One significant long-term effect was the institutionalization of Jim Crow laws in the late 19th century. These laws enforced racial segregation and disenfranchised African Americans in the South through literacy tests, poll taxes, and other discriminatory practices. The Supreme Court’s ruling in Plessy v. Ferguson (1896) upheld these laws, establishing the “separate but equal” doctrine that would persist until the Civil Rights Movement of the 1960s.
The political alignments established during and after the Reconstruction era also influenced subsequent elections and party dynamics. The Republican Party, once the party of emancipation, gradually shifted away from its commitment to civil rights as it sought to appeal to Northern white voters.
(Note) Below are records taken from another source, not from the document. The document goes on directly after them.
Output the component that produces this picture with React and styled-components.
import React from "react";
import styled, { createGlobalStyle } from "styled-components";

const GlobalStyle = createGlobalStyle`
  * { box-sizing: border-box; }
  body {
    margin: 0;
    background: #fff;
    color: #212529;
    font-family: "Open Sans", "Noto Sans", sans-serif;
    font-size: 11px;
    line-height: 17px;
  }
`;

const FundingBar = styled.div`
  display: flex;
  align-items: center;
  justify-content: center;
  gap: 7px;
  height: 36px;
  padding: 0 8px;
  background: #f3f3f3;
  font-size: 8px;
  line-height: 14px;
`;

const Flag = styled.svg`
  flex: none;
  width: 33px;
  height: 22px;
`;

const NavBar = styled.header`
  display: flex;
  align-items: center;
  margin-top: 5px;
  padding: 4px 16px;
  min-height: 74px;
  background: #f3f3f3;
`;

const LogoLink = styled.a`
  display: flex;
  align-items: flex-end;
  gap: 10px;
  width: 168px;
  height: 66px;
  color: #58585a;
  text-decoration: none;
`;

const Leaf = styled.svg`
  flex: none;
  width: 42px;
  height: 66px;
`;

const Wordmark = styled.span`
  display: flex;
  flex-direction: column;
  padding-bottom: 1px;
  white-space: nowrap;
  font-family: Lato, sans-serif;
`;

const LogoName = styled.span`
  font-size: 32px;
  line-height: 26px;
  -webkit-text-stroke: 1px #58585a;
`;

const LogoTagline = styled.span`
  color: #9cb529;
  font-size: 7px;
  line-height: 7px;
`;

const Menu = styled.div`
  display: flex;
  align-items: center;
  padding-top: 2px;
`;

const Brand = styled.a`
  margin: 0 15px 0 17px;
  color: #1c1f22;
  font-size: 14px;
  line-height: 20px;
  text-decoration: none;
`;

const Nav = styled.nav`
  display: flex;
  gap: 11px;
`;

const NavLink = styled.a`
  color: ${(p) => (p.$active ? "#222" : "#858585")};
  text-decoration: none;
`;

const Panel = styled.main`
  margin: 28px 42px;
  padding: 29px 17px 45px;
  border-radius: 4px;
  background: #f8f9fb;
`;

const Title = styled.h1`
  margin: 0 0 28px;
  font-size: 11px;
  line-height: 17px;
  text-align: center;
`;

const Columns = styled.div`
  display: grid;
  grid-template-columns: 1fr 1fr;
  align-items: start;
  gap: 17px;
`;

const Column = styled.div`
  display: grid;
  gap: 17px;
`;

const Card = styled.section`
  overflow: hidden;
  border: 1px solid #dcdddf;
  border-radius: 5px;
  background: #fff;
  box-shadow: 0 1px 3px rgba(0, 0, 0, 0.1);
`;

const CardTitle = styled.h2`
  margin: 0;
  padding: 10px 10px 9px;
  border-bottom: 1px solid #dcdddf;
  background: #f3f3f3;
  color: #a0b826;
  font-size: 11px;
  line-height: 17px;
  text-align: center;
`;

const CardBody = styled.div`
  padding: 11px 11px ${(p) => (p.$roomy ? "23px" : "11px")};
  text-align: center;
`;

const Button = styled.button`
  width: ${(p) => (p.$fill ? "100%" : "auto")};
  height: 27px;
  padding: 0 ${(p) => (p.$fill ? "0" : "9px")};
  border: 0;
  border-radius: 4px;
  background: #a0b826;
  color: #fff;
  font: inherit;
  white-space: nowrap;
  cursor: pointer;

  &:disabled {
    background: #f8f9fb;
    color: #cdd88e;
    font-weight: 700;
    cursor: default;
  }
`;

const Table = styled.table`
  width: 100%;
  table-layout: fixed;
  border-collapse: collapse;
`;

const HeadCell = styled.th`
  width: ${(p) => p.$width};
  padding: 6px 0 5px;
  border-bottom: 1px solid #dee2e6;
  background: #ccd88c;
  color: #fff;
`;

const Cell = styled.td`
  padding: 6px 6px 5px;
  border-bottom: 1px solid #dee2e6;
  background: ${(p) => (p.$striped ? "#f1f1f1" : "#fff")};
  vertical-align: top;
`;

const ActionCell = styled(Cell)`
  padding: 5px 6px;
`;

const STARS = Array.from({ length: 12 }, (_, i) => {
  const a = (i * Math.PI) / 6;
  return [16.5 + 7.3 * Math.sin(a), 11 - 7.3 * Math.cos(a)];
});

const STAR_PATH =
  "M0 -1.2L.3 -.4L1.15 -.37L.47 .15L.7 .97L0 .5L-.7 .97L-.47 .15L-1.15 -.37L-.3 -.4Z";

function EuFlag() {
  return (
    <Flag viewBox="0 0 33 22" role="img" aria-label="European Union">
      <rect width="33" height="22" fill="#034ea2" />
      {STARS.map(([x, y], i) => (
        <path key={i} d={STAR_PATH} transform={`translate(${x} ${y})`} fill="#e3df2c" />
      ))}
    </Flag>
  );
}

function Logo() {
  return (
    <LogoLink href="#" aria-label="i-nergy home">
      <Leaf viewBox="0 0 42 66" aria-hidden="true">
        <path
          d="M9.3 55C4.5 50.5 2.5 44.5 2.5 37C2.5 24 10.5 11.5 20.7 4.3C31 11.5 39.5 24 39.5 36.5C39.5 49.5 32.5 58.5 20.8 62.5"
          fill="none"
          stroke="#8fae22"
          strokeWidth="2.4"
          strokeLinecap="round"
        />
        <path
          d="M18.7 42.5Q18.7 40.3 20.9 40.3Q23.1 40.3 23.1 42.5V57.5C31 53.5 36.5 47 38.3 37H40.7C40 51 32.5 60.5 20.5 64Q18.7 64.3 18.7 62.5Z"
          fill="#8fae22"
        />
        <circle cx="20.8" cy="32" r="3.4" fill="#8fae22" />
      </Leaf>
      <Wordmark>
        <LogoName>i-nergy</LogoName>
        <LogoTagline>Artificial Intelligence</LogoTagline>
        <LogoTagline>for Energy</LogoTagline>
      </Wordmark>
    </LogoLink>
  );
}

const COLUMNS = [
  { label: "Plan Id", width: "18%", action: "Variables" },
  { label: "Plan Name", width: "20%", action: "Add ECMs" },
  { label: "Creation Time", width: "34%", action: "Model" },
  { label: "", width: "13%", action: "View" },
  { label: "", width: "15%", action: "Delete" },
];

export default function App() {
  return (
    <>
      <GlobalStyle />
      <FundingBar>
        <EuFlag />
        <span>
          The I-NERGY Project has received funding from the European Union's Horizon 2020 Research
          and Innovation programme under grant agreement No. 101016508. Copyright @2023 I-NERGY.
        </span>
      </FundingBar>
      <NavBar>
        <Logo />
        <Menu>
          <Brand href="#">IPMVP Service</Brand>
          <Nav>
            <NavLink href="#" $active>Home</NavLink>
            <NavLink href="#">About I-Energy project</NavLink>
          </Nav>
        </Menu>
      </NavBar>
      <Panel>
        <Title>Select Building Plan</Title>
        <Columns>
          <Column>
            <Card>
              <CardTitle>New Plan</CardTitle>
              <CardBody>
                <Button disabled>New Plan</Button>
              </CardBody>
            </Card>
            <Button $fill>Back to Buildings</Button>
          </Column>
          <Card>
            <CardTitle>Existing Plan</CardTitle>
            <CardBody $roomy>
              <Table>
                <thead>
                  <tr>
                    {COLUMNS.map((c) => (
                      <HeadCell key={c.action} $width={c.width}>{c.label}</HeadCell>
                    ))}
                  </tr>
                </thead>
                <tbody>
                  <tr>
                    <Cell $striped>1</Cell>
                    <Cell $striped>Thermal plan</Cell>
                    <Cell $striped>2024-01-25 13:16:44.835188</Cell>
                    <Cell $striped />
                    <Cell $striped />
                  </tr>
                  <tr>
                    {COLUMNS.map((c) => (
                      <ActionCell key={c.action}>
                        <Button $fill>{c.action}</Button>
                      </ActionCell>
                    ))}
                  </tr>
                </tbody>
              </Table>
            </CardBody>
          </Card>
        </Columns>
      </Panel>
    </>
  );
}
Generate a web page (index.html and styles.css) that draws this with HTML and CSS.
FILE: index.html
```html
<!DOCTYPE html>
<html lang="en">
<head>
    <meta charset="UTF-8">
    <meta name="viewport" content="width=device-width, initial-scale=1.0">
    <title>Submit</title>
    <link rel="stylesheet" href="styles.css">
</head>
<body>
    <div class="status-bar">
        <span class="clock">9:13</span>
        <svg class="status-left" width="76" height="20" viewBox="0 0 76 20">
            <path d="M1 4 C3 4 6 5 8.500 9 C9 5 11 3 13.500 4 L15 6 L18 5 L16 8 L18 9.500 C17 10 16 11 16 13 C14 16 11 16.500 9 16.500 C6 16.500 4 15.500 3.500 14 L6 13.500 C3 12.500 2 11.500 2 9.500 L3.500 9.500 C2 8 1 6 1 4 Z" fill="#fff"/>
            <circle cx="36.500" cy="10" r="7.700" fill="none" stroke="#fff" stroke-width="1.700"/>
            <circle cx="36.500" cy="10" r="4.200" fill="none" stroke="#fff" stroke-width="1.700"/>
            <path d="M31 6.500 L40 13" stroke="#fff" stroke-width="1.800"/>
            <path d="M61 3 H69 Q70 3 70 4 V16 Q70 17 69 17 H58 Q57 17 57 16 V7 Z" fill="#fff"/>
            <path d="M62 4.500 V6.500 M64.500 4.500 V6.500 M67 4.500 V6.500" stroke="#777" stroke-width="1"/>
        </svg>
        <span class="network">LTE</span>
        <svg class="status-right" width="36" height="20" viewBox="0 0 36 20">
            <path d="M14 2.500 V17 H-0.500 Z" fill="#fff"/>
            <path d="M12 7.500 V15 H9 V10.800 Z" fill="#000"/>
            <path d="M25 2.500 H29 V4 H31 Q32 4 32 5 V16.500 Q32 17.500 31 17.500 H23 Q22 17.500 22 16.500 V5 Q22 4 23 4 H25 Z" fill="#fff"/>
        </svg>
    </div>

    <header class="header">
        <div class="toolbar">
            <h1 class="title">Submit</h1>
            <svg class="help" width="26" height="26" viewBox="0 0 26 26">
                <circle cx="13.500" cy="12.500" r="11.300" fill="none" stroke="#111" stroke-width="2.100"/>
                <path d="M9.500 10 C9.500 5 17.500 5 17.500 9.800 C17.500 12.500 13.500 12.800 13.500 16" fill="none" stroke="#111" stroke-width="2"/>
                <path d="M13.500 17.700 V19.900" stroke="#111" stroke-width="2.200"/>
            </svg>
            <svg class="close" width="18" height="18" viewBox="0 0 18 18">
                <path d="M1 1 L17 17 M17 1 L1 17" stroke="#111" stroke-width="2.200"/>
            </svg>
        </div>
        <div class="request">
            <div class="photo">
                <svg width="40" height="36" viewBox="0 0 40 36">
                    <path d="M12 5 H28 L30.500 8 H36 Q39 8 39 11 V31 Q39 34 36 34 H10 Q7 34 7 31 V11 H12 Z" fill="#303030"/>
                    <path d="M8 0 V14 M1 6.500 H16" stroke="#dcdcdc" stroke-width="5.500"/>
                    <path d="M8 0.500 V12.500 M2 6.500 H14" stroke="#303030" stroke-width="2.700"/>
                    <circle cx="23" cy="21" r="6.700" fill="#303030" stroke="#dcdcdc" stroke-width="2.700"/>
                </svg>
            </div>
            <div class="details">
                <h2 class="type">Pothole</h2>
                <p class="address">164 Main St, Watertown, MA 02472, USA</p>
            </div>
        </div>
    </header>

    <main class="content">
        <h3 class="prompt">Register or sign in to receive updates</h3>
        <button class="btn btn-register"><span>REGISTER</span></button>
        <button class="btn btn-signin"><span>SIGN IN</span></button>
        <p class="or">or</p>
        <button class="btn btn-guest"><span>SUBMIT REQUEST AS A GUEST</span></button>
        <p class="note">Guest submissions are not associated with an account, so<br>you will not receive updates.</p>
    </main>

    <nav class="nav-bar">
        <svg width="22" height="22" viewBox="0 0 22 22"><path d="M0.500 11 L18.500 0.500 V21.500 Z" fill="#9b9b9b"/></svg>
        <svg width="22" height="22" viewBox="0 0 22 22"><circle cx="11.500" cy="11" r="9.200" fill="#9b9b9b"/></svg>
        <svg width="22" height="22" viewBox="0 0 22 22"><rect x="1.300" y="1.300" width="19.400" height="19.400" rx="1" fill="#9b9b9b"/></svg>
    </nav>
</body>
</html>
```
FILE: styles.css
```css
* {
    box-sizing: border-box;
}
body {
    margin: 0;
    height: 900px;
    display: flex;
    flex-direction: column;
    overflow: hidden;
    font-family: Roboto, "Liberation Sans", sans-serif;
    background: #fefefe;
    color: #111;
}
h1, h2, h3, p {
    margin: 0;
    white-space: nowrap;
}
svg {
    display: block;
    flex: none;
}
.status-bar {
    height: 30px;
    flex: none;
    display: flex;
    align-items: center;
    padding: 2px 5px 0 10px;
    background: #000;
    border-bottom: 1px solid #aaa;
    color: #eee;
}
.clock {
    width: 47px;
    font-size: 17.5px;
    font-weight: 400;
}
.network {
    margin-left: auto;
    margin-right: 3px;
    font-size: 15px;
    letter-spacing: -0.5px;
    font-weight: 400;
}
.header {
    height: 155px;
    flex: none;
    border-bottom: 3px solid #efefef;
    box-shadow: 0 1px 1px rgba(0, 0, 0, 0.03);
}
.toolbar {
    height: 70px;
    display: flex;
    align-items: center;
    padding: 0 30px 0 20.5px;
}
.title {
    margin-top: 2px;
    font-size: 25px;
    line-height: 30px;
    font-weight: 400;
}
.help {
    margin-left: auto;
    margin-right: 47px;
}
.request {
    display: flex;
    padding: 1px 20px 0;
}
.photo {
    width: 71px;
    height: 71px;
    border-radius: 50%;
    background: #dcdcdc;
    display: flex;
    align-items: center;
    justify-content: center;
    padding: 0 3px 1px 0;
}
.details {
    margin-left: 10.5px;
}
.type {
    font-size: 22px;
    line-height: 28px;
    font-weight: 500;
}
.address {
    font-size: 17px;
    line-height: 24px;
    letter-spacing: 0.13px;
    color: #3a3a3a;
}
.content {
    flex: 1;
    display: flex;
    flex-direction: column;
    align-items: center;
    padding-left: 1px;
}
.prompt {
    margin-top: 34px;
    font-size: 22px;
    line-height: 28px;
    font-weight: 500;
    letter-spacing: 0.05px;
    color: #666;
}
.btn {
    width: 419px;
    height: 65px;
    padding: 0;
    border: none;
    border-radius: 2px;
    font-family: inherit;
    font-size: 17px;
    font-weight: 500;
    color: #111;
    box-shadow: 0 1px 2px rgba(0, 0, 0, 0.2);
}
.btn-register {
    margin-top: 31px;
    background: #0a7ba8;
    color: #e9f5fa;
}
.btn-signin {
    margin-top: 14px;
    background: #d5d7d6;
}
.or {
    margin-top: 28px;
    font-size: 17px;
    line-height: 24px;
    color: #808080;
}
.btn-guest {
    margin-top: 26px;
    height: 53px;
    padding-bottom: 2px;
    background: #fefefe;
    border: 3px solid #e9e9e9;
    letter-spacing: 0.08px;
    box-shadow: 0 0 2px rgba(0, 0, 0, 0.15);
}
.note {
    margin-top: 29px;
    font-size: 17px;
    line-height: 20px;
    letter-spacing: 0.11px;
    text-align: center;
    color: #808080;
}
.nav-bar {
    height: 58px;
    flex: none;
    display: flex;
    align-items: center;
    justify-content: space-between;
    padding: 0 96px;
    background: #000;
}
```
The Democratic Party, having reestablished itself in the South, became synonymous with segregation and white supremacy, a legacy that would haunt American politics for generations.
Moreover, the issues of states' rights and federal authority, which were central to the conflicts during the Civil War and Reconstruction, continue to resonate in contemporary American politics. Debates over federal intervention in areas such as education, healthcare, and civil rights often echo the tensions of the Reconstruction era.
In summary, the aftermath of the Civil War and the Reconstruction policies implemented during this period ushered in significant political transformations. While the era aimed to address the injustices of slavery and integrate African Americans into American society, the resistance faced and the subsequent political realignments resulted in complex legacies that still shape the political landscape of the United States today.
Understanding this transformation is crucial for comprehending the ongoing struggles for civil rights and social justice in America. The aftermath of the Civil War not only marked a new beginning for many but also highlighted the challenges of reconciling a divided nation.